The US space agency Nasa has issued a second image of the famous “Pillars of Creation” taken by the new super space telescope, James Webb.

This week we get a rendering of the active star-forming region as seen by Webb’s Mid-Infrared Instrument (MIRI).

Last week, it was the observatory’s Near-Infrared Camera (NIRCam) that was highlighting this remarkable location some 6,500 light-years from Earth.

The pillars lie at the heart of what astronomers refer to as Messier 16 (M16), or the Eagle Nebula.

They are the subject of intense study. Every great telescope is pointed in their direction to try to understand the physics and the chemistry in play as new stars are birthed in great clouds of gas and dust.

Webb, with its 6.5m-wide mirror and high-fidelity sensors, is the latest, biggest and best space observatory to take in the scene.

What’s interesting about the new MIRI picture is the choice of wavelengths used to display the pillars.

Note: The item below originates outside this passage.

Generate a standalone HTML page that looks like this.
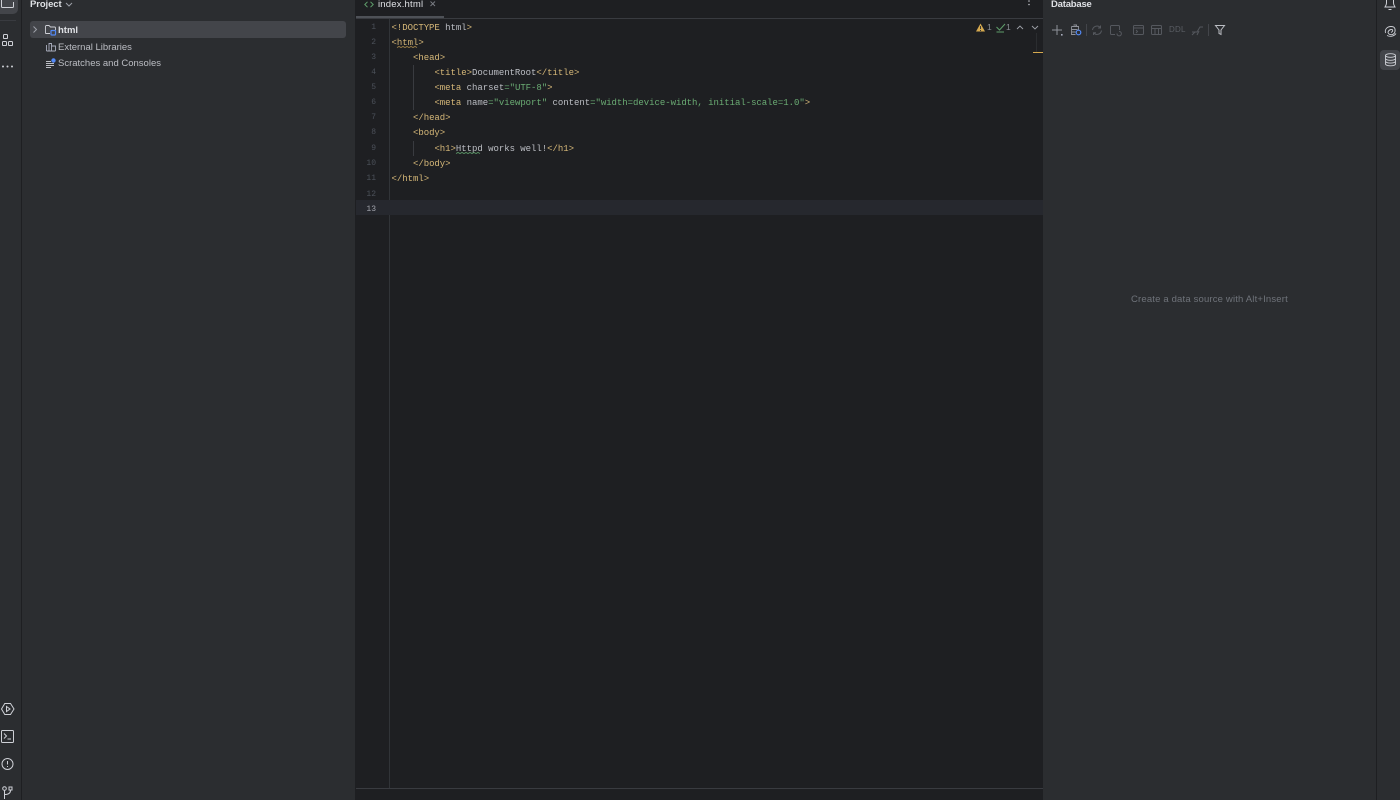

Ordinarily, astronomers might filter the light to make the dusty columns go very largely translucent, so that their interior, nascent stars can be seen in greater detail. This is what the NIRCam image did: it emphasised the thousands of young blue stars that are present.

And MIRI is capable of taking this approach on another step. But on this occasion, the filtering has selected those wavelengths at which the dust itself actually glows.

“Defying expectations that mid-infrared observations let you see through dust, this stunning image shows that they’re also great for studying dust and complex molecules made to glow by the intense light of nearby hot stars,” explained Prof Mark McCaughrean, the senior advisor for science at the European Space Agency.